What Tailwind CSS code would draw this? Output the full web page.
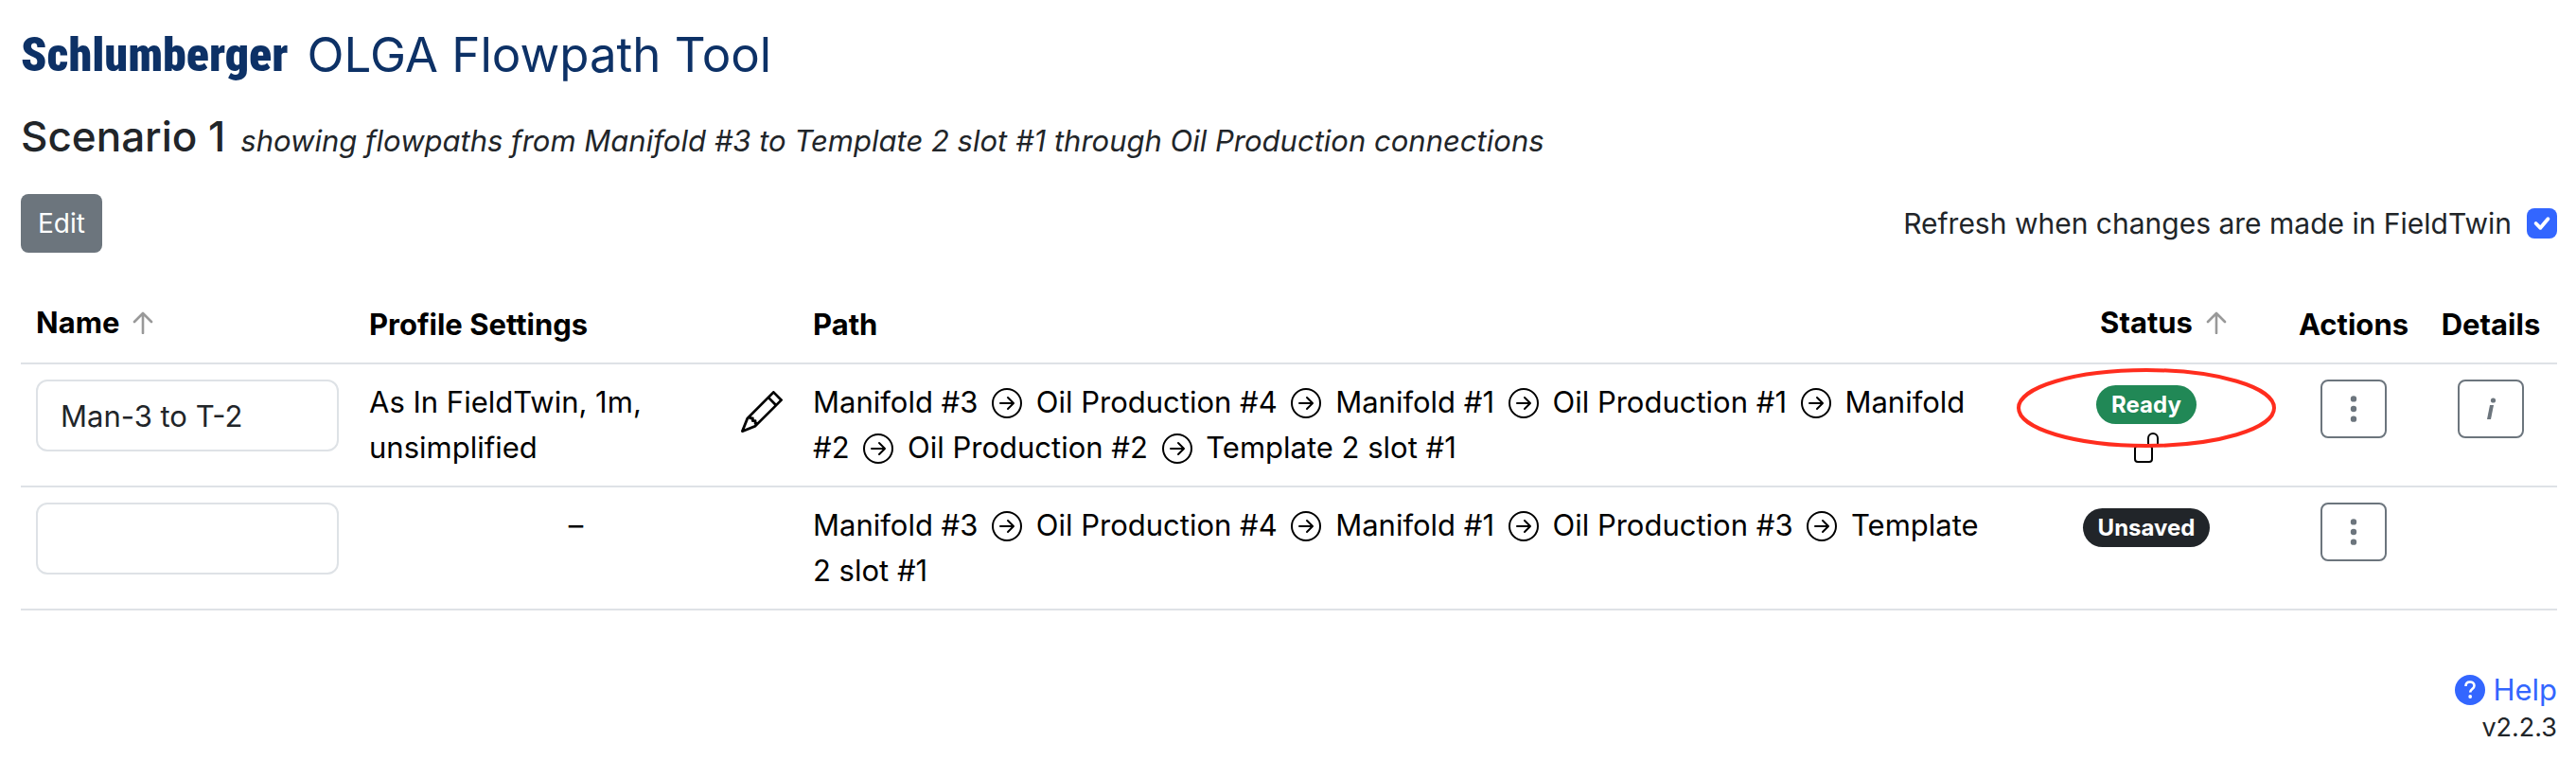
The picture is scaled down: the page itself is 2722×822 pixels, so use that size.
<!DOCTYPE html>
<html lang="en">
<head>
    <meta charset="UTF-8">
    <meta name="viewport" content="width=device-width, initial-scale=1.0">
    <title>OLGA Flowpath Tool</title>
    <script src="https://cdn.jsdelivr.net/npm/@tailwindcss/browser@4"></script>
</head>
<body class="bg-white text-[#212529] font-[Inter,'Liberation_Sans',sans-serif] text-[31px] leading-[48px] pl-[22px] pr-5 py-[18px]">

    <!-- Shared icons -->
    <svg class="hidden">
        <symbol id="arrow-circle" viewBox="0 0 16 16">
            <path fill-rule="evenodd" d="M1 8a7 7 0 1 0 14 0A7 7 0 0 0 1 8m15 0A8 8 0 1 1 0 8a8 8 0 0 1 16 0M4.5 7.5a.5.5 0 0 0 0 1h5.793l-2.147 2.146a.5.5 0 0 0 .708.708l3-3a.5.5 0 0 0 0-.708l-3-3a.5.5 0 1 0-.708.708L10.293 7.5z"/>
        </symbol>
        <symbol id="arrow-up" viewBox="0 0 22 24">
            <path d="M11 23V2M2 11l9-9 9 9" fill="none" stroke="currentColor" stroke-width="2.6" stroke-linecap="round" stroke-linejoin="round"/>
        </symbol>
        <symbol id="dots" viewBox="0 0 16 16">
            <path d="M9.5 13a1.5 1.5 0 1 1-3 0 1.5 1.5 0 0 1 3 0m0-5a1.5 1.5 0 1 1-3 0 1.5 1.5 0 0 1 3 0m0-5a1.5 1.5 0 1 1-3 0 1.5 1.5 0 0 1 3 0"/>
        </symbol>
    </svg>

    <!-- Header -->
    <header class="flex items-center gap-5 h-20 text-[#0d3166] leading-[80px]">
        <span class="font-['Roboto_Condensed','Liberation_Sans',sans-serif] font-black text-[50px]">Schlumberger</span>
        <h1 class="text-[51px]">OLGA Flowpath Tool</h1>
    </header>

    <div class="flex items-baseline gap-4 mt-4 leading-[60px]">
        <h2 class="text-[44px] font-medium">Scenario 1</h2>
        <em>showing flowpaths from Manifold #3 to Template 2 slot #1 through Oil Production connections</em>
    </div>

    <!-- Toolbar -->
    <div class="flex justify-between items-center mt-[26px]">
        <button class="h-[62px] px-[18px] rounded-lg bg-[#6c757d] text-white text-[28px]">Edit</button>
        <div class="flex items-center gap-4">
            <label for="refresh" class="text-[30px]">Refresh when changes are made in FieldTwin</label>
            <span class="relative flex">
                <input id="refresh" type="checkbox" checked class="appearance-none size-8 rounded-lg bg-[#3366ff]">
                <svg class="absolute inset-0 size-8 pointer-events-none" viewBox="0 0 20 20" fill="none" stroke="#fff" stroke-width="2.4" stroke-linecap="round" stroke-linejoin="round"><path d="m6 10 3 3 5-6"/></svg>
            </span>
        </div>
    </div>

    <!-- Flowpaths -->
    <table class="w-full table-fixed mt-9 text-black border-collapse">
        <colgroup>
            <col class="w-[352px]">
            <col class="w-[469px]">
            <col>
            <col class="w-[288px]">
            <col class="w-[150px]">
            <col class="w-[140px]">
        </colgroup>
        <thead>
            <tr class="border-b-2 border-[#dee2e6] text-left [&>th]:p-4 [&>th]:font-bold">
                <th><span class="flex items-center gap-[14px] h-12 pb-1">Name <svg class="w-[22px] h-6 text-[#999]"><use href="#arrow-up"/></svg></span></th>
                <th>Profile Settings</th>
                <th>Path</th>
                <th><span class="flex items-center justify-center gap-[14px] h-12 pb-1 pl-9">Status <svg class="w-[22px] h-6 text-[#999]"><use href="#arrow-up"/></svg></span></th>
                <th><span class="flex justify-center">Actions</span></th>
                <th><span class="flex justify-center">Details</span></th>
            </tr>
        </thead>
        <tbody class="align-top">
            <tr class="border-b-2 border-[#dee2e6] [&>td]:p-4">
                <td><input type="text" aria-label="Name" value="Man-3 to T-2" class="block w-full h-[76px] px-6 rounded-xl border-2 border-[#dee2e6] text-[#212529]"></td>
                <td>
                    <div class="flex justify-between gap-4">
                        <span class="w-[300px]">As In FieldTwin, 1m, unsimplified</span>
                        <button aria-label="Edit profile settings" class="self-start mt-3">
                            <svg class="size-11" viewBox="0 0 16 16"><path d="M12.146.146a.5.5 0 0 1 .708 0l3 3a.5.5 0 0 1 0 .708l-10 10a.5.5 0 0 1-.168.11l-5 2a.5.5 0 0 1-.65-.65l2-5a.5.5 0 0 1 .11-.168zM11.207 2.5 13.5 4.793 14.793 3.5 12.5 1.207zm1.586 3L10.5 3.207 4 9.707V10h.5a.5.5 0 0 1 .5.5v.5h.5a.5.5 0 0 1 .5.5v.5h.293zm-9.761 5.175-.106.106-1.528 3.821 3.821-1.528.106-.106A.5.5 0 0 1 5 12.5V12h-.5a.5.5 0 0 1-.5-.5V11h-.5a.5.5 0 0 1-.468-.325"/></svg>
                        </button>
                    </div>
                </td>
                <td>
                    Manifold #3 <svg class="inline size-8 mx-[6px] -mt-1"><use href="#arrow-circle"/></svg>
                    Oil Production #4 <svg class="inline size-8 mx-[6px] -mt-1"><use href="#arrow-circle"/></svg>
                    Manifold #1 <svg class="inline size-8 mx-[6px] -mt-1"><use href="#arrow-circle"/></svg>
                    Oil Production #1 <svg class="inline size-8 mx-[6px] -mt-1"><use href="#arrow-circle"/></svg>
                    Manifold #2 <svg class="inline size-8 mx-[6px] -mt-1"><use href="#arrow-circle"/></svg>
                    Oil Production #2 <svg class="inline size-8 mx-[6px] -mt-1"><use href="#arrow-circle"/></svg>
                    Template 2 slot #1
                </td>
                <td>
                    <div class="relative flex flex-col items-center pt-[6px]">
                        <span class="rounded-full bg-[#218856] text-white font-bold text-[24px] leading-[41px] px-4">Ready</span>
                        <svg class="w-[28px] h-[34px] mt-2" viewBox="0 0 28 34" fill="none" stroke="#000" stroke-width="2"><rect x="2" y="15" width="18" height="17" rx="3"/><path d="M16 15V7a5 5 0 0 1 10 0v8"/></svg>
                        <!-- Highlight ring -->
                        <svg class="absolute left-1/2 -top-3 -translate-x-1/2 w-[274px] h-[84px] pointer-events-none" viewBox="0 0 274 84" fill="none"><ellipse cx="137" cy="42" rx="135" ry="40" stroke="#ff2d1e" stroke-width="4"/></svg>
                    </div>
                </td>
                <td>
                    <button aria-label="Actions" class="flex items-center justify-center mx-auto w-[70px] h-[62px] rounded-lg border-2 border-[#6c757d] text-[#6c757d]">
                        <svg class="size-[34px]" fill="currentColor"><use href="#dots"/></svg>
                    </button>
                </td>
                <td>
                    <button aria-label="Details" class="flex items-center justify-center mx-auto w-[70px] h-[62px] rounded-lg border-2 border-[#6c757d] text-[#6c757d]">
                        <svg class="w-3 h-6" viewBox="0 0 12 24" fill="currentColor"><circle cx="8.500" cy="3" r="2.600"/><path d="M5 8h4L6 23H2z"/></svg>
                    </button>
                </td>
            </tr>
            <tr class="border-b-2 border-[#dee2e6] [&>td]:p-4">
                <td><input type="text" aria-label="Name" class="block w-full h-[76px] px-6 rounded-xl border-2 border-[#dee2e6] text-[#212529]"></td>
                <td class="text-center">–</td>
                <td>
                    Manifold #3 <svg class="inline size-8 mx-[6px] -mt-1"><use href="#arrow-circle"/></svg>
                    Oil Production #4 <svg class="inline size-8 mx-[6px] -mt-1"><use href="#arrow-circle"/></svg>
                    Manifold #1 <svg class="inline size-8 mx-[6px] -mt-1"><use href="#arrow-circle"/></svg>
                    Oil Production #3 <svg class="inline size-8 mx-[6px] -mt-1"><use href="#arrow-circle"/></svg>
                    Template <br>2 slot #1
                </td>
                <td>
                    <div class="flex flex-col items-center pt-[6px]">
                        <span class="rounded-full bg-[#212529] text-white font-bold text-[24px] leading-[41px] px-4">Unsaved</span>
                    </div>
                </td>
                <td>
                    <button aria-label="Actions" class="flex items-center justify-center mx-auto w-[70px] h-[62px] rounded-lg border-2 border-[#6c757d] text-[#6c757d]">
                        <svg class="size-[34px]" fill="currentColor"><use href="#dots"/></svg>
                    </button>
                </td>
                <td></td>
            </tr>
        </tbody>
    </table>

    <!-- Footer -->
    <footer class="flex flex-col items-end mt-[60px]">
        <a href="#" class="flex items-center gap-2 text-[#3366ff]">
            <svg class="size-8" viewBox="0 0 32 32"><circle cx="16" cy="16" r="16" fill="currentColor"/><path d="M11.500 12c0-3 2-4.500 4.500-4.500s4.500 1.500 4.500 4c0 3.500-4.300 3.500-4.300 7" fill="none" stroke="#fff" stroke-width="2.600"/><circle cx="16.200" cy="23" r="1.900" fill="#fff"/></svg>
            Help
        </a>
        <span class="text-[27px] leading-8">v2.2.3</span>
    </footer>
</body>
</html>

----------------

§ **Work to do**:
Nothing but the lines from the one with "The picture is" to the one with "text-[31px] leading-[48px] pl-[22px]" should be echoed, both of them included, exactly as written.

§ **Worked solution**:
The picture is scaled down: the page itself is 2722×822 pixels, so use that size.
<!DOCTYPE html>
<html lang="en">
<head>
    <meta charset="UTF-8">
    <meta name="viewport" content="width=device-width, initial-scale=1.0">
    <title>OLGA Flowpath Tool</title>
    <script src="https://cdn.jsdelivr.net/npm/@tailwindcss/browser@4"></script>
</head>
<body class="bg-white text-[#212529] font-[Inter,'Liberation_Sans',sans-serif] text-[31px] leading-[48px] pl-[22px] pr-5 py-[18px]">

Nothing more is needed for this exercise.